-- Begin --
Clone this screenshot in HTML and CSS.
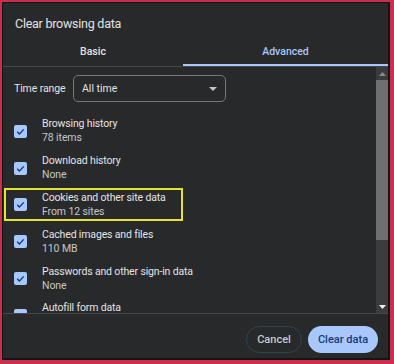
FILE: index.html
```html
<!DOCTYPE html>
<html lang="en">
<head>
  <meta charset="UTF-8">
  <title>Clear browsing data</title>
  <link rel="stylesheet" href="styles.css">
</head>
<body>

<div class="frame">
  <div class="dialog">
    <div class="header">Clear browsing data</div>

    <div class="tabs">
      <div class="tab">Basic</div>
      <div class="tab active">Advanced</div>
    </div>

    <div class="content">
      <div class="list">
        <div class="time-range">
          <span class="label">Time range</span>
          <div class="select">
            <span>All time</span>
            <svg class="arrow" width="8" height="4" viewBox="0 0 8 4"><path d="M0 0h8L4 4z" fill="#c4c7c5"/></svg>
          </div>
        </div>

        <div class="item">
          <div class="check"><svg width="13" height="13" viewBox="0 0 13 13"><path d="M3.2 6.8l2.2 2.2 4.4-4.6" stroke="#0b3a82" stroke-width="1.3" fill="none"/></svg></div>
          <div class="text">
            <div class="title">Browsing history</div>
            <div class="sub">78 items</div>
          </div>
        </div>

        <div class="item">
          <div class="check"><svg width="13" height="13" viewBox="0 0 13 13"><path d="M3.2 6.8l2.2 2.2 4.4-4.6" stroke="#0b3a82" stroke-width="1.3" fill="none"/></svg></div>
          <div class="text">
            <div class="title">Download history</div>
            <div class="sub">None</div>
          </div>
        </div>

        <div class="item">
          <span class="highlight"></span>
          <div class="check"><svg width="13" height="13" viewBox="0 0 13 13"><path d="M3.2 6.8l2.2 2.2 4.4-4.6" stroke="#0b3a82" stroke-width="1.3" fill="none"/></svg></div>
          <div class="text">
            <div class="title">Cookies and other site data</div>
            <div class="sub">From 12 sites</div>
          </div>
        </div>

        <div class="item">
          <div class="check"><svg width="13" height="13" viewBox="0 0 13 13"><path d="M3.2 6.8l2.2 2.2 4.4-4.6" stroke="#0b3a82" stroke-width="1.3" fill="none"/></svg></div>
          <div class="text">
            <div class="title">Cached images and files</div>
            <div class="sub">110 MB</div>
          </div>
        </div>

        <div class="item">
          <div class="check"><svg width="13" height="13" viewBox="0 0 13 13"><path d="M3.2 6.8l2.2 2.2 4.4-4.6" stroke="#0b3a82" stroke-width="1.3" fill="none"/></svg></div>
          <div class="text">
            <div class="title">Passwords and other sign-in data</div>
            <div class="sub">None</div>
          </div>
        </div>

        <div class="item last">
          <div class="check"><svg width="13" height="13" viewBox="0 0 13 13"><path d="M3.2 6.8l2.2 2.2 4.4-4.6" stroke="#0b3a82" stroke-width="1.3" fill="none"/></svg></div>
          <div class="text">
            <div class="title">Autofill form data</div>
          </div>
        </div>
      </div>

      <div class="scrollbar">
        <div class="scroll-btn"><svg width="7" height="4" viewBox="0 0 7 4"><path d="M0 4h7L3.5 0z" fill="#8a8b8d"/></svg></div>
        <div class="thumb"></div>
        <div class="track"></div>
        <div class="scroll-btn"><svg width="7" height="4" viewBox="0 0 7 4"><path d="M0 0h7L3.5 4z" fill="#f0f0f0"/></svg></div>
      </div>
    </div>

    <div class="footer">
      <button class="btn cancel">Cancel</button>
      <button class="btn primary">Clear data</button>
    </div>
  </div>
</div>

</body>
</html>
```

FILE: styles.css
```css
body {
  margin: 0;
  font-family: 'Segoe UI', Roboto, 'Liberation Sans', sans-serif;
  background: #c8304d;
}

.frame {
  width: 394px;
  height: 364px;
  box-sizing: border-box;
  border-style: solid;
  border-color: #c8304d;
  border-width: 2px 4px 4px 2px;
}

.dialog {
  height: 100%;
  box-sizing: border-box;
  background: #28292b;
  border-style: solid;
  border-color: #141516;
  border-width: 1px 2px 2px 1px;
  display: flex;
  flex-direction: column;
  color: #e3e3e3;
}

.header {
  font-size: 12.5px;
  letter-spacing: -0.25px;
  line-height: 16px;
  padding: 13px 12px 6px;
}

.tabs {
  display: grid;
  grid-template-columns: 180px 1fr;
  border-bottom: 1px solid #45474a;
}

.tab {
  text-align: center;
  font-size: 10.5px;
  font-weight: 500;
  line-height: 14px;
  padding: 7px 0;
}

.tab.active {
  color: #a8c7fa;
  box-shadow: inset 0 -2px 0 #a8c7fa;
}

.content {
  display: flex;
  height: 246px;
}

.list {
  flex: 1;
  overflow: hidden;
  padding-left: 11px;
}

.time-range {
  display: flex;
  align-items: center;
  margin: 8px 0 11px;
}

.time-range .label {
  font-size: 10.5px;
  letter-spacing: -0.1px;
  width: 59px;
}

.select {
  width: 153px;
  height: 27px;
  box-sizing: border-box;
  border: 1px solid #75777a;
  border-radius: 5px;
  display: flex;
  align-items: center;
  justify-content: space-between;
  padding: 0 8px 0 8px;
  font-size: 10.5px;
}

.item {
  position: relative;
  display: flex;
  align-items: center;
  gap: 15px;
  padding: 4.4px 0;
}

.item.last .text {
  min-height: 28px;
}

.check {
  width: 13px;
  height: 13px;
  background: #a8c7fa;
  border-radius: 2px;
  flex-shrink: 0;
}

.check svg {
  display: block;
}

.title {
  font-size: 10.5px;
  letter-spacing: -0.15px;
  line-height: 14px;
}

.sub {
  font-size: 10.5px;
  letter-spacing: -0.1px;
  line-height: 14px;
  color: #c4c7c5;
}

.highlight {
  position: absolute;
  left: -10px;
  top: 1px;
  width: 179px;
  height: 33px;
  box-sizing: border-box;
  border: 2px solid #e4e42a;
}

.scrollbar {
  width: 12px;
  display: flex;
  flex-direction: column;
  background: #3b3c3e;
}

.scroll-btn {
  height: 13px;
  display: flex;
  align-items: center;
  justify-content: center;
}

.thumb {
  height: 160px;
  background: #6e6f71;
}

.track {
  flex: 1;
}

.footer {
  border-top: 1px solid #45474a;
  display: flex;
  justify-content: flex-end;
  gap: 6px;
  padding: 12px 10px 0;
}

.btn {
  height: 27px;
  border-radius: 14px;
  font-family: inherit;
  font-size: 11px;
  font-weight: 500;
  cursor: pointer;
}

.btn.cancel {
  width: 56px;
  background: transparent;
  border: 1px solid #2e4450;
  color: #c7c9cc;
}

.btn.primary {
  width: 70px;
  background: #a8c7fa;
  border: none;
  color: #163a78;
}
```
-- End --
§ Stated task:
Reproduce all of the data exactly; the pictures do not belong in the copy.

§ Problem solution:
Clone this screenshot in HTML and CSS.
FILE: index.html
```html
<!DOCTYPE html>
<html lang="en">
<head>
  <meta charset="UTF-8">
  <title>Clear browsing data</title>
  <link rel="stylesheet" href="styles.css">
</head>
<body>

<div class="frame">
  <div class="dialog">
    <div class="header">Clear browsing data</div>

    <div class="tabs">
      <div class="tab">Basic</div>
      <div class="tab active">Advanced</div>
    </div>

    <div class="content">
      <div class="list">
        <div class="time-range">
          <span class="label">Time range</span>
          <div class="select">
            <span>All time</span>
            <svg class="arrow" width="8" height="4" viewBox="0 0 8 4"><path d="M0 0h8L4 4z" fill="#c4c7c5"/></svg>
          </div>
        </div>

        <div class="item">
          <div class="check"><svg width="13" height="13" viewBox="0 0 13 13"><path d="M3.2 6.8l2.2 2.2 4.4-4.6" stroke="#0b3a82" stroke-width="1.3" fill="none"/></svg></div>
          <div class="text">
            <div class="title">Browsing history</div>
            <div class="sub">78 items</div>
          </div>
        </div>

        <div class="item">
          <div class="check"><svg width="13" height="13" viewBox="0 0 13 13"><path d="M3.2 6.8l2.2 2.2 4.4-4.6" stroke="#0b3a82" stroke-width="1.3" fill="none"/></svg></div>
          <div class="text">
            <div class="title">Download history</div>
            <div class="sub">None</div>
          </div>
        </div>

        <div class="item">
          <span class="highlight"></span>
          <div class="check"><svg width="13" height="13" viewBox="0 0 13 13"><path d="M3.2 6.8l2.2 2.2 4.4-4.6" stroke="#0b3a82" stroke-width="1.3" fill="none"/></svg></div>
          <div class="text">
            <div class="title">Cookies and other site data</div>
            <div class="sub">From 12 sites</div>
          </div>
        </div>

        <div class="item">
          <div class="check"><svg width="13" height="13" viewBox="0 0 13 13"><path d="M3.2 6.8l2.2 2.2 4.4-4.6" stroke="#0b3a82" stroke-width="1.3" fill="none"/></svg></div>
          <div class="text">
            <div class="title">Cached images and files</div>
            <div class="sub">110 MB</div>
          </div>
        </div>

        <div class="item">
          <div class="check"><svg width="13" height="13" viewBox="0 0 13 13"><path d="M3.2 6.8l2.2 2.2 4.4-4.6" stroke="#0b3a82" stroke-width="1.3" fill="none"/></svg></div>
          <div class="text">
            <div class="title">Passwords and other sign-in data</div>
            <div class="sub">None</div>
          </div>
        </div>

        <div class="item last">
          <div class="check"><svg width="13" height="13" viewBox="0 0 13 13"><path d="M3.2 6.8l2.2 2.2 4.4-4.6" stroke="#0b3a82" stroke-width="1.3" fill="none"/></svg></div>
          <div class="text">
            <div class="title">Autofill form data</div>
          </div>
        </div>
      </div>

      <div class="scrollbar">
        <div class="scroll-btn"><svg width="7" height="4" viewBox="0 0 7 4"><path d="M0 4h7L3.5 0z" fill="#8a8b8d"/></svg></div>
        <div class="thumb"></div>
        <div class="track"></div>
        <div class="scroll-btn"><svg width="7" height="4" viewBox="0 0 7 4"><path d="M0 0h7L3.5 4z" fill="#f0f0f0"/></svg></div>
      </div>
    </div>

    <div class="footer">
      <button class="btn cancel">Cancel</button>
      <button class="btn primary">Clear data</button>
    </div>
  </div>
</div>

</body>
</html>
```

FILE: styles.css
```css
body {
  margin: 0;
  font-family: 'Segoe UI', Roboto, 'Liberation Sans', sans-serif;
  background: #c8304d;
}

.frame {
  width: 394px;
  height: 364px;
  box-sizing: border-box;
  border-style: solid;
  border-color: #c8304d;
  border-width: 2px 4px 4px 2px;
}

.dialog {
  height: 100%;
  box-sizing: border-box;
  background: #28292b;
  border-style: solid;
  border-color: #141516;
  border-width: 1px 2px 2px 1px;
  display: flex;
  flex-direction: column;
  color: #e3e3e3;
}

.header {
  font-size: 12.5px;
  letter-spacing: -0.25px;
  line-height: 16px;
  padding: 13px 12px 6px;
}

.tabs {
  display: grid;
  grid-template-columns: 180px 1fr;
  border-bottom: 1px solid #45474a;
}

.tab {
  text-align: center;
  font-size: 10.5px;
  font-weight: 500;
  line-height: 14px;
  padding: 7px 0;
}

.tab.active {
  color: #a8c7fa;
  box-shadow: inset 0 -2px 0 #a8c7fa;
}

.content {
  display: flex;
  height: 246px;
}

.list {
  flex: 1;
  overflow: hidden;
  padding-left: 11px;
}

.time-range {
  display: flex;
  align-items: center;
  margin: 8px 0 11px;
}

.time-range .label {
  font-size: 10.5px;
  letter-spacing: -0.1px;
  width: 59px;
}

.select {
  width: 153px;
  height: 27px;
  box-sizing: border-box;
  border: 1px solid #75777a;
  border-radius: 5px;
  display: flex;
  align-items: center;
  justify-content: space-between;
  padding: 0 8px 0 8px;
  font-size: 10.5px;
}

.item {
  position: relative;
  display: flex;
  align-items: center;
  gap: 15px;
  padding: 4.4px 0;
}

.item.last .text {
  min-height: 28px;
}

.check {
  width: 13px;
  height: 13px;
  background: #a8c7fa;
  border-radius: 2px;
  flex-shrink: 0;
}

.check svg {
  display: block;
}

.title {
  font-size: 10.5px;
  letter-spacing: -0.15px;
  line-height: 14px;
}

.sub {
  font-size: 10.5px;
  letter-spacing: -0.1px;
  line-height: 14px;
  color: #c4c7c5;
}

.highlight {
  position: absolute;
  left: -10px;
  top: 1px;
  width: 179px;
  height: 33px;
  box-sizing: border-box;
  border: 2px solid #e4e42a;
}

.scrollbar {
  width: 12px;
  display: flex;
  flex-direction: column;
  background: #3b3c3e;
}

.scroll-btn {
  height: 13px;
  display: flex;
  align-items: center;
  justify-content: center;
}

.thumb {
  height: 160px;
  background: #6e6f71;
}

.track {
  flex: 1;
}

.footer {
  border-top: 1px solid #45474a;
  display: flex;
  justify-content: flex-end;
  gap: 6px;
  padding: 12px 10px 0;
}

.btn {
  height: 27px;
  border-radius: 14px;
  font-family: inherit;
  font-size: 11px;
  font-weight: 500;
  cursor: pointer;
}

.btn.cancel {
  width: 56px;
  background: transparent;
  border: 1px solid #2e4450;
  color: #c7c9cc;
}

.btn.primary {
  width: 70px;
  background: #a8c7fa;
  border: none;
  color: #163a78;
}
```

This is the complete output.